GVSU – WGVU Public Media – $25,000
Frontier to Freedom: Wilderness, Revolution, and Michigan Statehood
This grant will support the production of a documentary with the working title "Frontier to Freedom: Wilderness, Revolution, and Michigan Statehood," which is being filmed in recognition of the U.S. semiquincentennial. The documentary will explore the rich and often overlooked history of Michigan, tracing its evolution from a vast, untamed wilderness inhabited by Indigenous peoples to its emergence as the 26th U.S. state in 1837. Expert interviews, archival imagery, animated maps, and visuals of Michigan's beautiful landscapes will be used to describe and illustrate the region's formative years, its strategic significance during the American Revolution, and the complex socio-political forces that shaped Michigan's path to statehood.

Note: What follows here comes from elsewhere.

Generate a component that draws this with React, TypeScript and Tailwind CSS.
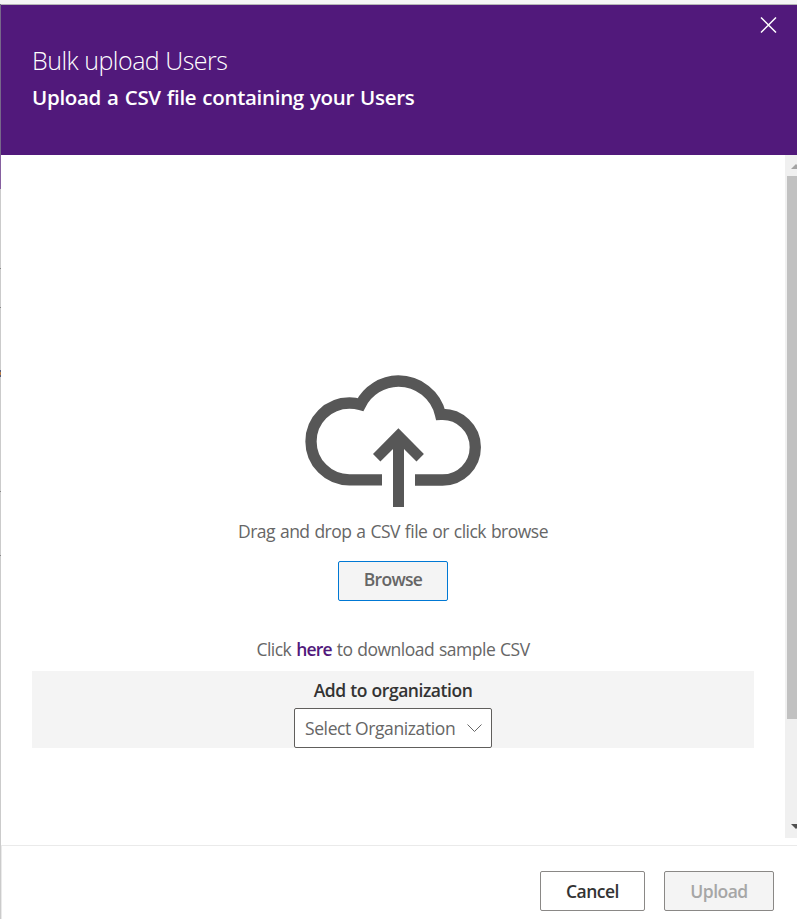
function UploadCloud() {
  return (
    <svg className="block h-[142px] w-[186px]" viewBox="0 0 186 142" fill="none">
      <path
        d="M82 109.8H49.4A38.4 38.4 0 0 1 49.4 33A38.4 38.4 0 0 1 60.5 34.6A43.3 43.3 0 0 1 98.3 11A43.3 43.3 0 0 1 140.5 44.4A32.8 32.8 0 0 1 175.3 77.2A32.8 32.8 0 0 1 142.5 110H115"
        stroke="#575757"
        strokeWidth="11.3"
        strokeMiterlimit="10"
      />
      <path d="M98.4 58.3L123.9 84L116.5 91.4L104 79V137H93V79L80.4 91.4L73 84Z" fill="#575757" />
    </svg>
  );
}

function Scrollbar() {
  return (
    <div className="flex h-[683px] w-[12px] shrink-0 flex-col overflow-hidden bg-[#f0f0f0] pl-[2px]">
      <svg className="h-[21px] w-[10px] shrink-0" viewBox="0 0 10 21">
        <path d="M4 14L9 9L14 14Z" fill="#a3a3a3" />
      </svg>
      <div className="h-[543px] w-[10px] shrink-0 bg-[#c1c1c1]" />
      <div className="grow" />
      <svg className="h-[21px] w-[10px] shrink-0" viewBox="0 0 10 21">
        <path d="M4 7L14 7L9 12Z" fill="#505050" />
      </svg>
    </div>
  );
}

export default function App() {
  return (
    <div className="flex h-[919px] w-[797px] flex-col overflow-hidden bg-[#f5f5f5] pt-[4px] font-['Open_Sans','Noto_Sans',sans-serif]">
      <div className="flex h-[915px]">
        <div className="flex w-px shrink-0 flex-col bg-[#cbcbcb]">
          <div className="h-[151px] bg-[#77678a]" />
          <div className="h-[34px] bg-[#8660a0]" />
          <div className="mt-[79px] h-px bg-[#888888]" />
          <div className="mt-[38px] h-px bg-[#888888]" />
          <div className="mt-[62px] h-[2px] bg-[#585b78]" />
          <div className="h-[3px] bg-[#b57b45]" />
          <div className="h-[2px] bg-[#585b78]" />
          <div className="mt-[114px] h-px bg-[#888888]" />
          <div className="mt-[63px] h-px bg-[#888888]" />
        </div>
        <div className="flex w-[796px] flex-col bg-white">
          <header className="flex h-[151px] shrink-0 justify-between border-t border-[#b5b5b5] bg-[#51197b] pl-[31px] text-white">
            <div className="pt-[38px]">
              <h1 className="h-[37px] whitespace-nowrap text-[25px] font-light leading-[34px] tracking-[-0.5px]">Bulk upload Users</h1>
              <h2 className="whitespace-nowrap text-[20.5px] font-[580] leading-[34px] tracking-[-0.3px] [word-spacing:1px]">Upload a CSV file containing your Users</h2>
            </div>
            <svg className="mr-[20px] mt-[12px] h-[16px] w-[17px]" viewBox="0 0 17 16">
              <path d="M1 0.5L16 15.5M16 0.5L1 15.5" stroke="white" strokeWidth="1.5" />
            </svg>
          </header>
          <div className="flex h-[690px] shrink-0">
            <main className="flex w-[784px] flex-col items-center pt-[215px] text-[17.5px] text-[#666666]">
              <UploadCloud />
              <p className="mt-[7px] h-[24px] whitespace-nowrap leading-[24px] tracking-[-0.5px] [word-spacing:0.8px]">Drag and drop a CSV file or click browse</p>
              <button className="mt-[18px] h-[40px] w-[110px] rounded-[2px] border border-[#0078d4] bg-[#f4f4f4] pb-[4px] text-[17.5px] font-[550] leading-[24px] tracking-[-0.7px]">Browse</button>
              <p className="mt-[36px] h-[24px] whitespace-nowrap leading-[24px] tracking-[-0.5px] [word-spacing:0.8px]">
                Click <a className="font-[550] tracking-[-0.8px] text-[#51197b]">here</a> to download sample CSV
              </p>
              <section className="mt-[10px] flex h-[77px] w-[722px] flex-col items-center bg-[#f4f4f4]">
                <label className="mt-[7px] h-[24px] whitespace-nowrap text-[17.5px] font-[560] leading-[24px] tracking-[-0.45px] text-[#333333] [word-spacing:0.5px]">Add to organization</label>
                <div className="mt-[6px] flex h-[40px] w-[198px] shrink-0 items-center justify-between rounded-[2px] border border-[#605e5c] bg-white pl-[10px] pr-[9px]">
                  <span className="whitespace-nowrap leading-[24px] tracking-[-0.4px]">Select Organization</span>
                  <svg className="h-[9px] w-[15px]" viewBox="0 0 15 9" fill="none">
                    <path d="M0.5 0.5L7.5 7.5L14.5 0.5" stroke="#666666" />
                  </svg>
                </div>
              </section>
            </main>
            <Scrollbar />
          </div>
          <footer className="flex h-[74px] shrink-0 justify-end gap-[19px] border-l border-t border-[#eaeaea] pr-[23px] pt-[25px] text-[17.5px] font-[550] tracking-[-0.5px]">
            <button className="h-[40px] w-[105px] rounded-[2px] border border-[#8a8886] bg-white text-[#333333]">Cancel</button>
            <button className="h-[40px] w-[110px] rounded-[2px] border border-[#8a8886] bg-[#f4f4f4] text-[#a6a6a6]">Upload</button>
          </footer>
        </div>
      </div>
    </div>
  );
}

Americana's grant will support a particular focus on how the treatment of Indigenous communities in Michigan directly misaligned with the goals of freedom and self-determination that early Americans were espousing.
Historic Deerfield, Inc. – $25,000
Luce/Americana Curatorial Fellowship
With this grant, Historic Deerfield will create a one-year fellowship position (the Luce/Americana Curatorial Fellow) to research, share, and publish new scholarship on early 19th-century New England women artists. These artists often defied expectations, overcame serious obstacles with determination, and challenged gender roles to create artworks of significant value and importance. The fellow will focus on Historic Deerfield's collection of nearly 2000 objects of fine art and will generate greater understanding of the role of New England women in the arts of the 19th century.